Ca2+-dependent modulation of single human cardiac L-type calcium channels by the calcineurin inhibitor cyclosporine.

OBJECTIVE: Activity of single L-type calcium channels (LTCC) is enhanced in human failing myocardium (Circulation 98 (1998) 969.), most likely due to impaired dephosphorylation. Protein phosphatase 2B (calcineurin) has recently been shown to be involved in heart failure pathophysiology. We now focus on the regulation of single LTCC by calcineurin that were prevented by Ca(2+)-free experimental conditions in our previous study.
METHODS: Single LTCC currents were recorded in myocytes from human atrium and ventricle. Charge carriers were 70 mM Ba(2+), or a mixture of 30 mM Ca(2+) and 60 mM Ba(2+) to facilitate Ca(2+) permeation through recorded channels. The calcineurin inhibitor cyclosporine (10 microM) was used to reveal a putative role for calcineurin in regulation of LTCC.
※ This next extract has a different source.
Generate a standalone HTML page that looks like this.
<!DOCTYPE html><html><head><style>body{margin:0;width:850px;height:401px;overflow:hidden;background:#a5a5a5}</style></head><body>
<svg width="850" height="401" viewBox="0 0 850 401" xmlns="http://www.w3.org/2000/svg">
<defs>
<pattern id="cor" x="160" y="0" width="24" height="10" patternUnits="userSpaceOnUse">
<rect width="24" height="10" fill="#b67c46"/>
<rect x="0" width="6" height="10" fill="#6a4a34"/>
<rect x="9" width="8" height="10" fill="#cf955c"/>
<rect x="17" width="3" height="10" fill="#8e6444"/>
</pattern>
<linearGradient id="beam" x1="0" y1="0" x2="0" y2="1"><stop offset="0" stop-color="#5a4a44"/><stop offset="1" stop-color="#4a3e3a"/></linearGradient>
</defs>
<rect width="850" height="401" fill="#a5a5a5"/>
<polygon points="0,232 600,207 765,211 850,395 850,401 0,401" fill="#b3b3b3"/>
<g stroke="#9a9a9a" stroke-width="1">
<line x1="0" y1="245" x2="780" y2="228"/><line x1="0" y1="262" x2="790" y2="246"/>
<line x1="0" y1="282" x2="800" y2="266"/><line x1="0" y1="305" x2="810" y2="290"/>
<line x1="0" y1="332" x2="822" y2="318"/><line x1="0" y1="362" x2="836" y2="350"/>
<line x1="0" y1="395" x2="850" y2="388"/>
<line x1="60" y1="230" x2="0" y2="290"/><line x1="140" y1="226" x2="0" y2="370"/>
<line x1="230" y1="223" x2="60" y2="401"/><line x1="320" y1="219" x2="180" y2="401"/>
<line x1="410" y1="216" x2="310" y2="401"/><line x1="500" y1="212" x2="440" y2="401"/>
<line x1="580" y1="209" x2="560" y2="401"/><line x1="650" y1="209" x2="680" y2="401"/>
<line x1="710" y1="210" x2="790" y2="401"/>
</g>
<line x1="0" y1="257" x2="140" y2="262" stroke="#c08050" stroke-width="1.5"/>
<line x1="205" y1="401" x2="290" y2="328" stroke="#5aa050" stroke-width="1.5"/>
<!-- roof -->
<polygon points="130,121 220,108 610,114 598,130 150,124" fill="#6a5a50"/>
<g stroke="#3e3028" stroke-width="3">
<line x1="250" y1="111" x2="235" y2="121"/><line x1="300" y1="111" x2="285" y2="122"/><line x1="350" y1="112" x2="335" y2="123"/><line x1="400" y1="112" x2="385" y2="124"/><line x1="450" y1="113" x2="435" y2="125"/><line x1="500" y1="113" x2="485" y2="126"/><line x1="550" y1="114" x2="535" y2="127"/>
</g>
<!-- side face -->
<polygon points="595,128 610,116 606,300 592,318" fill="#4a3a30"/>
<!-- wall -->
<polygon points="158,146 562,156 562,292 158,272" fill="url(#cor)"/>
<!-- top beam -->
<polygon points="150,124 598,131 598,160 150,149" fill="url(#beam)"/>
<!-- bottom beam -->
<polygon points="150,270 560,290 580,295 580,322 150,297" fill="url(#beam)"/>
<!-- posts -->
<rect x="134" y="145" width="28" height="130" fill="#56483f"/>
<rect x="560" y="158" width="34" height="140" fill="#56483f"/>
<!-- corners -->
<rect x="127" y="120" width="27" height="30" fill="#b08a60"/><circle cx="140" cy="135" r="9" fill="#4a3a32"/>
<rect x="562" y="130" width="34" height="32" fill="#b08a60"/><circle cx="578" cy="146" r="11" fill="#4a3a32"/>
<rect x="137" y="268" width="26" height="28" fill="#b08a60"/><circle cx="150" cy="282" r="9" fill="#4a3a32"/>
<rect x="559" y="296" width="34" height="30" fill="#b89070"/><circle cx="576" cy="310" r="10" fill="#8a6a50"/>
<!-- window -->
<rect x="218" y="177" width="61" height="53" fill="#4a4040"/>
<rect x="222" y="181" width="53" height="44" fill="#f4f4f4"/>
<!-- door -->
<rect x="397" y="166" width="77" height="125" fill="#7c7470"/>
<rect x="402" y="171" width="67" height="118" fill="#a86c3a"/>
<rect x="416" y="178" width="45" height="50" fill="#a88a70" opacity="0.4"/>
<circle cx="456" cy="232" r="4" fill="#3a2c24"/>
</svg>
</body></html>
RESULTS: A mixture of Ca(2+) and Ba(2+) as charge carriers allowed for Ca(2+) permeation through recombinant human embryonic kidney cells and native (atrial and ventricular) human cardiac LTCC. With only Ba(2+) as the charge carrier, activities of both ventricular and atrial LTCC were strongly decreased by cyclosporine. In contrast, channel activity remained constant when Ca(2+) permeation was provided. In the presence of thapsigargin and (S)-BayK 8644, cyclosporine here even increased channel activity.
CONCLUSIONS: We propose a dual cyclosporine effect on human cardiac LTCC. A non-specific inhibitory effect prevails with Ba(2+) permeation but can be compensated or overcome by a specific Ca(2+)-dependent stimulation with Ca(2+) permeation. More complete restoration of physiological Ca(2+) movements (e.g., Ca(2+) release from sarcoplasmic reticulum) will help to define even more precisely the involvement of calcineurin in regulation of human cardiac LTCC.